▶ **EXERCISE PROMPT**: Reproduce the listing below exactly, beginning with its first line and ending with the line that holds "string; withCode: string;"; pictures are not part of the copy.

▶ **SUPPLIED DATA**:
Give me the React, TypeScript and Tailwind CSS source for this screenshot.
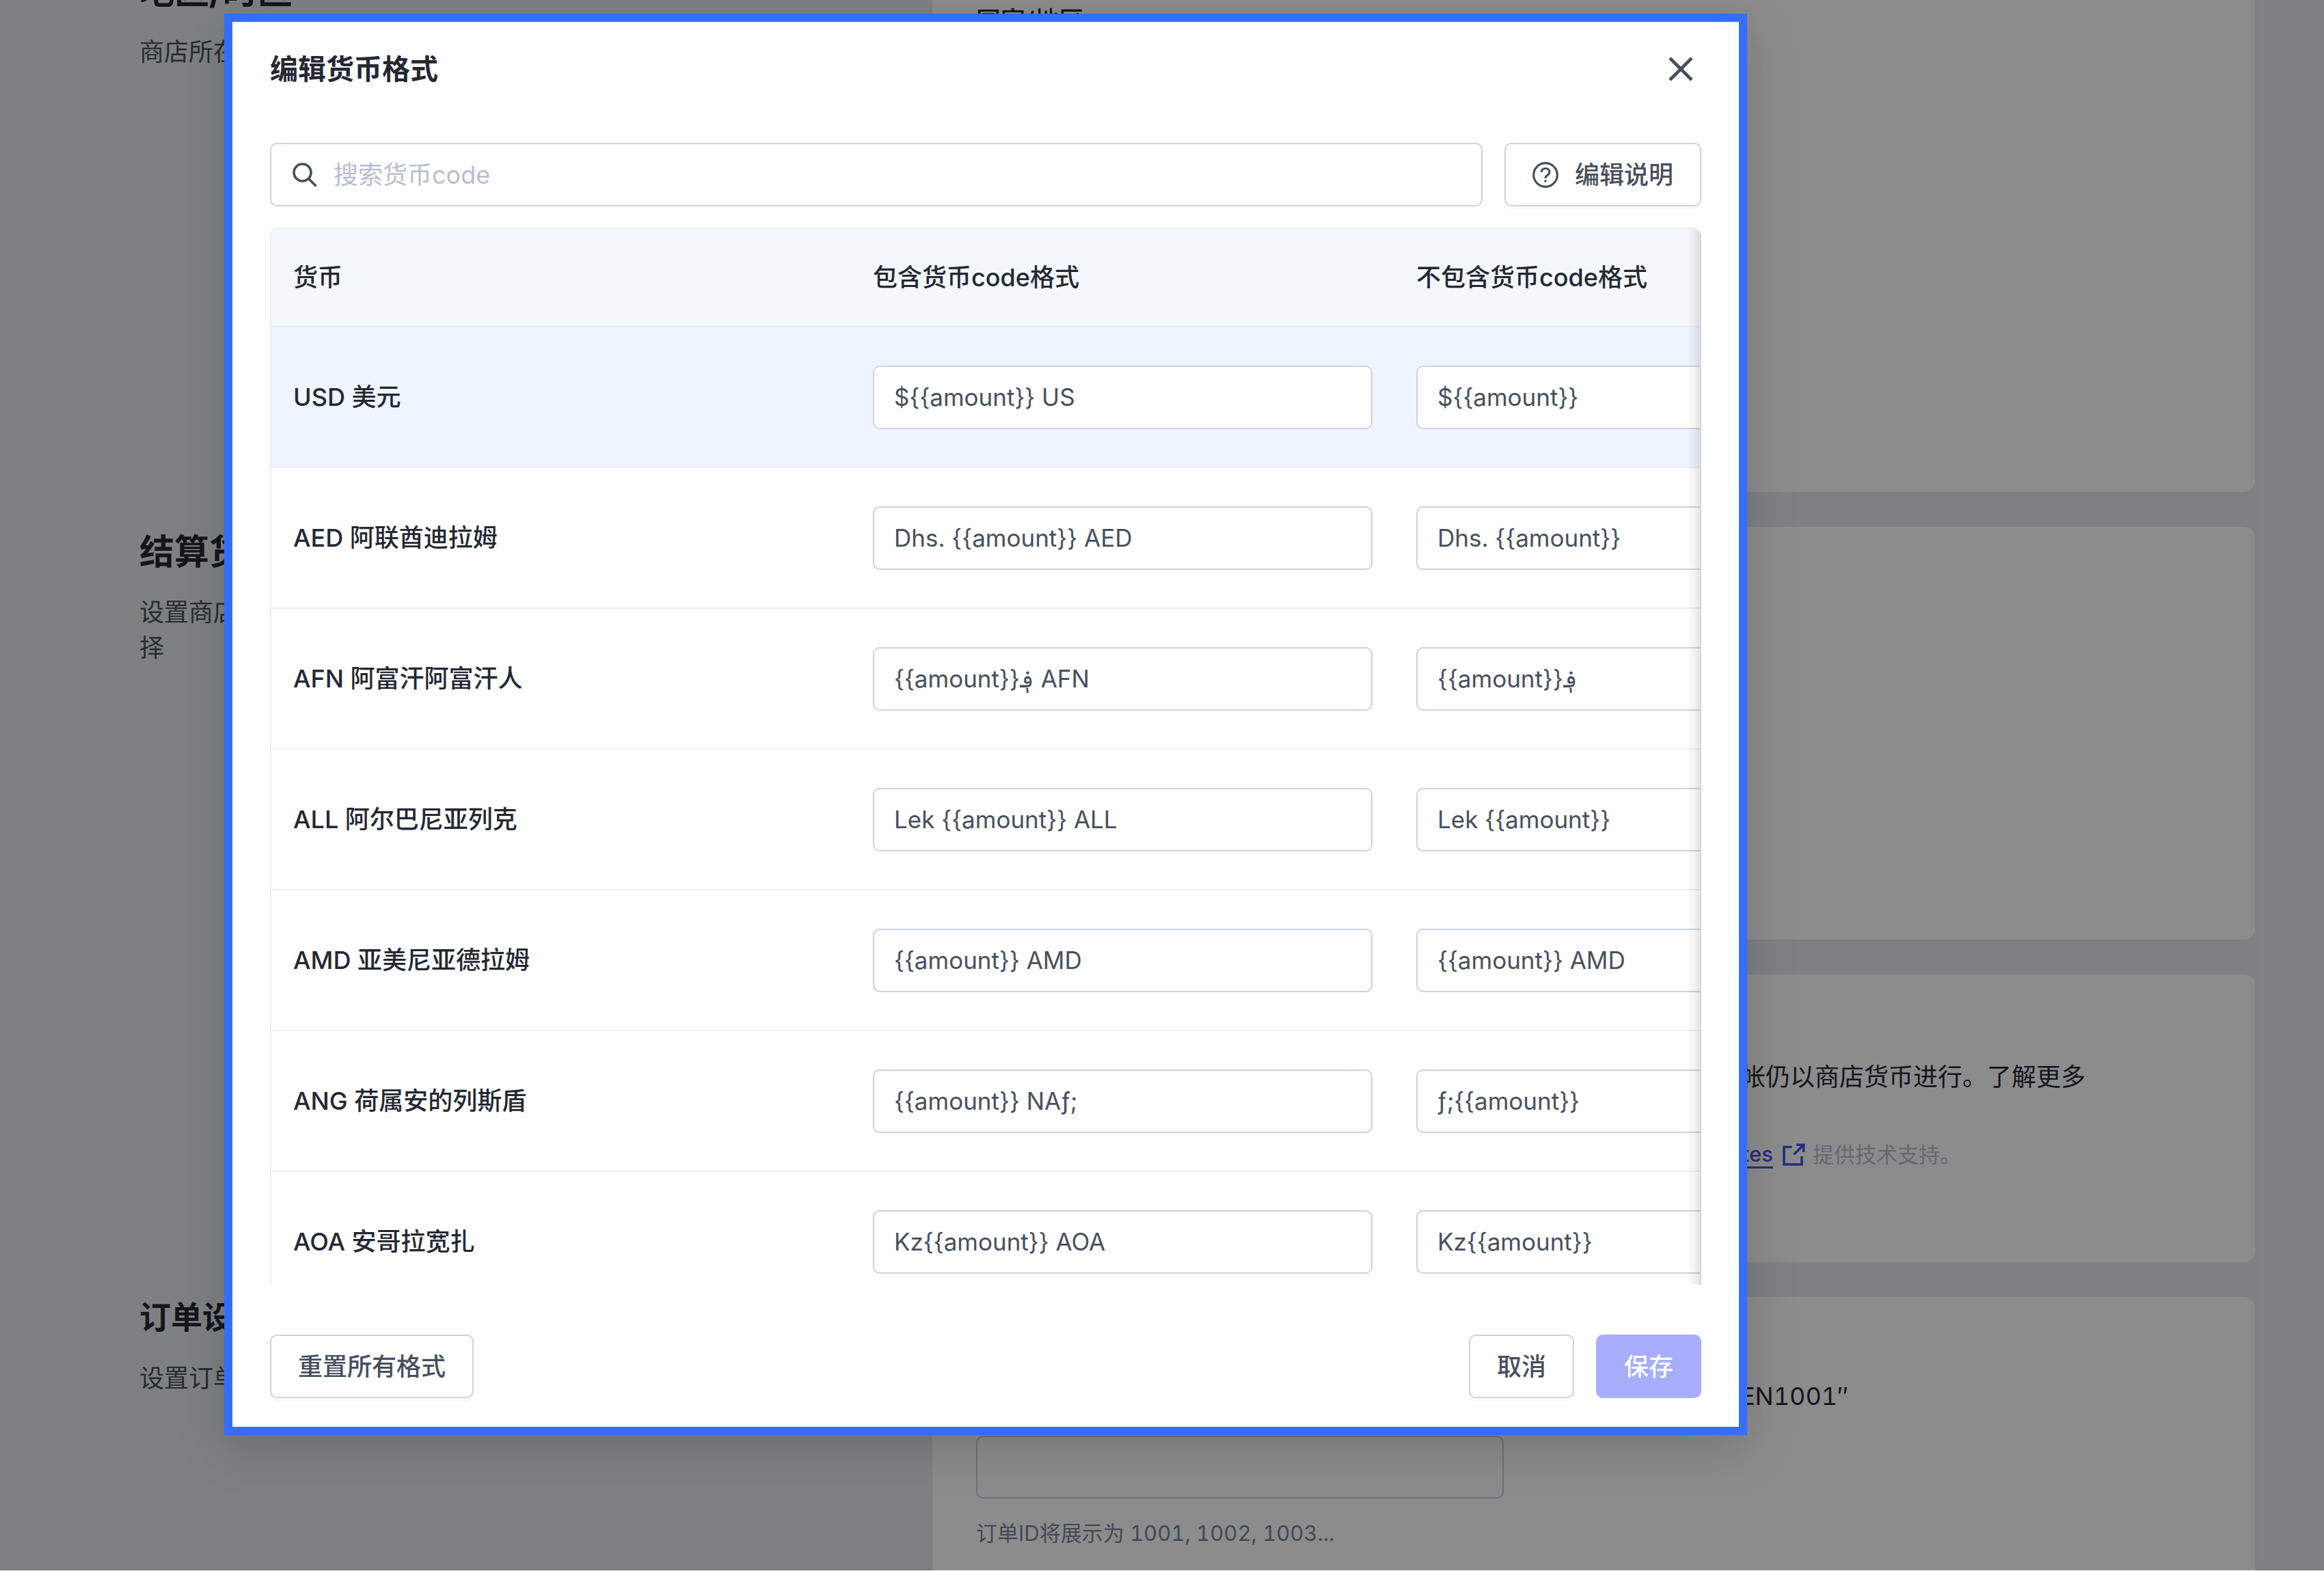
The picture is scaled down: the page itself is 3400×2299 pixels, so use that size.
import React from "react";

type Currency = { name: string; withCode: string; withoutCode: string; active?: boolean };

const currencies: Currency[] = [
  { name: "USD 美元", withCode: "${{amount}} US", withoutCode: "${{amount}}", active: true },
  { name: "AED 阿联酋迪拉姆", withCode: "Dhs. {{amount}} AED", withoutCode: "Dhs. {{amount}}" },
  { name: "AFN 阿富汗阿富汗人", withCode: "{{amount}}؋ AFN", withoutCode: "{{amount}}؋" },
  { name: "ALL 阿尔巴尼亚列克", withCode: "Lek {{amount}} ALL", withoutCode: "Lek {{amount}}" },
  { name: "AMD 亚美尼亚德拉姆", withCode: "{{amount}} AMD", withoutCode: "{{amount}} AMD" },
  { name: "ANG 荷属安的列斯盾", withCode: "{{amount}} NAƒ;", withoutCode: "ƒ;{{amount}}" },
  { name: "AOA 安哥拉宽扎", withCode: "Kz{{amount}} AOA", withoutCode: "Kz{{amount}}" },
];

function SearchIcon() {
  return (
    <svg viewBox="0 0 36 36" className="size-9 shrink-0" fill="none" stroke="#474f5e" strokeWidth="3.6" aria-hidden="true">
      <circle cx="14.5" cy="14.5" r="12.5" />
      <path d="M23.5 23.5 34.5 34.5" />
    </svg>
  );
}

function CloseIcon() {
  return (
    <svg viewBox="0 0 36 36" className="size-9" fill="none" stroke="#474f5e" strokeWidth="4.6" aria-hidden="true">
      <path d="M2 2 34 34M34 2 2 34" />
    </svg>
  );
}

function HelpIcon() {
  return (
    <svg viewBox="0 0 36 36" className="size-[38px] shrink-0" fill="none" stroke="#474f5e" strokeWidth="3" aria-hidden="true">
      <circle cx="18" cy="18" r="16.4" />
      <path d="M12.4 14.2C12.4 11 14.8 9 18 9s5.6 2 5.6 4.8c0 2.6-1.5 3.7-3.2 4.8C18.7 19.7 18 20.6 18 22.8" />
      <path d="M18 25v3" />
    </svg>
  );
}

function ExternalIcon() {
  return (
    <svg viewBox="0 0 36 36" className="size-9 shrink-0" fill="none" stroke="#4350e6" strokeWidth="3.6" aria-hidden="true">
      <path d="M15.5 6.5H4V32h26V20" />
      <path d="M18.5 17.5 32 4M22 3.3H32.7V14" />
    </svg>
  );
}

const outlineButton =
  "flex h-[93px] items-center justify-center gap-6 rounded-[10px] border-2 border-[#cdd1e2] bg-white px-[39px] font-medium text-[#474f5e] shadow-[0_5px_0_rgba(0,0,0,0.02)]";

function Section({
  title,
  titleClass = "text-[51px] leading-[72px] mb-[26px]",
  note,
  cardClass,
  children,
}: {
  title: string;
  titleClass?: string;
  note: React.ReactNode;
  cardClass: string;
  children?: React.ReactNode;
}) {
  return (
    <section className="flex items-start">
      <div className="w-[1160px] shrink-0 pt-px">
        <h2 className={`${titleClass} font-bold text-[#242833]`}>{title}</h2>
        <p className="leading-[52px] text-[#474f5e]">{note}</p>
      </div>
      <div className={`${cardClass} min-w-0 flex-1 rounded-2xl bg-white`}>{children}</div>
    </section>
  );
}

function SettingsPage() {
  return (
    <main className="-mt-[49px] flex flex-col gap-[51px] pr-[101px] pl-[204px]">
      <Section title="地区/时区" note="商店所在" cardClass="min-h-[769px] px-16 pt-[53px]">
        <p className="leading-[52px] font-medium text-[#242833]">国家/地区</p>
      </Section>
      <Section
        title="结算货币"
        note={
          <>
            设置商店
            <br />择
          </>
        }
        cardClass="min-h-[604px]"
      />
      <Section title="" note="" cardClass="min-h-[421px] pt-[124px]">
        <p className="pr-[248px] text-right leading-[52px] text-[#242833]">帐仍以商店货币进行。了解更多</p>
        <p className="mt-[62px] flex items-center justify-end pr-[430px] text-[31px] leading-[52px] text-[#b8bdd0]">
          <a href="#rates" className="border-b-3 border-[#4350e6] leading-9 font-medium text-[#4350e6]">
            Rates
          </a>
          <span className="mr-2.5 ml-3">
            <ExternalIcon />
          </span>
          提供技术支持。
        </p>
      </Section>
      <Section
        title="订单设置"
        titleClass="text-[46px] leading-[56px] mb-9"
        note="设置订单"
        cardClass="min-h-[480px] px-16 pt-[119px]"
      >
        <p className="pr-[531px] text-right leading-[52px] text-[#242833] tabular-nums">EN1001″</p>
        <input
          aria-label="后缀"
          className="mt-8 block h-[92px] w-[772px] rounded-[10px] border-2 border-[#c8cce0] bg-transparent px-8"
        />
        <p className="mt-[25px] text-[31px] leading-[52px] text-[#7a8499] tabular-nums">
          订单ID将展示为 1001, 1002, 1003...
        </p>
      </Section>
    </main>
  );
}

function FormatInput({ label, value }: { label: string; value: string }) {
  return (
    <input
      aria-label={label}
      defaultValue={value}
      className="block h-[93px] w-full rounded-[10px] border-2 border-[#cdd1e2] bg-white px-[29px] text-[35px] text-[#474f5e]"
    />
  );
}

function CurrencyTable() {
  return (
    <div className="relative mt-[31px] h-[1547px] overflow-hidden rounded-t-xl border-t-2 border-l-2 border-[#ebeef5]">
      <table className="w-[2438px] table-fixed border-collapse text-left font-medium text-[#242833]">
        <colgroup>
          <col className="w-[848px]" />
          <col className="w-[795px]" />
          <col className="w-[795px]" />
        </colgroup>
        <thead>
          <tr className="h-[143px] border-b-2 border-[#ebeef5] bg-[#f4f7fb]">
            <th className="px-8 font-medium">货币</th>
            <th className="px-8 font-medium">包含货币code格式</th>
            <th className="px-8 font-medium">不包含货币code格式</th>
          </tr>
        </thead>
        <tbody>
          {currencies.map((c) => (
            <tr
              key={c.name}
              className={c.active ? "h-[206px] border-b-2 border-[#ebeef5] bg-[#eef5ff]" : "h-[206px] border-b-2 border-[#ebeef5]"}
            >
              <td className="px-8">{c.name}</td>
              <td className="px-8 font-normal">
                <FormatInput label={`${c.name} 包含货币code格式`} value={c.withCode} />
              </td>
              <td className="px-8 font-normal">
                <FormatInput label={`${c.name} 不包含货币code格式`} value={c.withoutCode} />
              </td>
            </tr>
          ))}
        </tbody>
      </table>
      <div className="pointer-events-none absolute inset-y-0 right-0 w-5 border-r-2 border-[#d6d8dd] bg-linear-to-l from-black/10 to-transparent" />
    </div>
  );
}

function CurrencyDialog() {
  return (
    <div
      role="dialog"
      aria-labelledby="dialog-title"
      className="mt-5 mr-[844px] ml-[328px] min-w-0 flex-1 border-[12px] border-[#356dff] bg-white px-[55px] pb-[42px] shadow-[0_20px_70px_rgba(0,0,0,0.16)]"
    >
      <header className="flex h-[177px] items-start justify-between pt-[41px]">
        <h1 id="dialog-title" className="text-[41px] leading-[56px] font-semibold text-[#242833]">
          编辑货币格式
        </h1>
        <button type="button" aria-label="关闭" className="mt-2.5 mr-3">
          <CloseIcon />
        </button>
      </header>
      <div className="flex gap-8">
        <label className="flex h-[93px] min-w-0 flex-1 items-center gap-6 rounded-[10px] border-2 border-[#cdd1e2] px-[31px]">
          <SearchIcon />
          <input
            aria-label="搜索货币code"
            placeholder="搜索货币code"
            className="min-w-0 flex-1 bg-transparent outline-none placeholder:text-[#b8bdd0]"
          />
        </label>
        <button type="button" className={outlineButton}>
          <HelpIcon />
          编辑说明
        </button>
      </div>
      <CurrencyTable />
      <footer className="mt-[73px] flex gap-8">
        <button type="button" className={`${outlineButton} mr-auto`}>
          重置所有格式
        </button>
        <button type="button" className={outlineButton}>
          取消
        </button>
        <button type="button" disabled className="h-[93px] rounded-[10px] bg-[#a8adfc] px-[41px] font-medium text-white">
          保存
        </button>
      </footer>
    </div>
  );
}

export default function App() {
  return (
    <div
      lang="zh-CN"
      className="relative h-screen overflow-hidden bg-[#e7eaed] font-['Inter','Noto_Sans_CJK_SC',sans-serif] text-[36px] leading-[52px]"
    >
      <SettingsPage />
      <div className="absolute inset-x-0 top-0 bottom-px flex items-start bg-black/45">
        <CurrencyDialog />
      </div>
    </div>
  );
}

▶ **WRITTEN RESPONSE**:
Give me the React, TypeScript and Tailwind CSS source for this screenshot.
The picture is scaled down: the page itself is 3400×2299 pixels, so use that size.
import React from "react";

type Currency = { name: string; withCode: string; withoutCode: string; active?: boolean };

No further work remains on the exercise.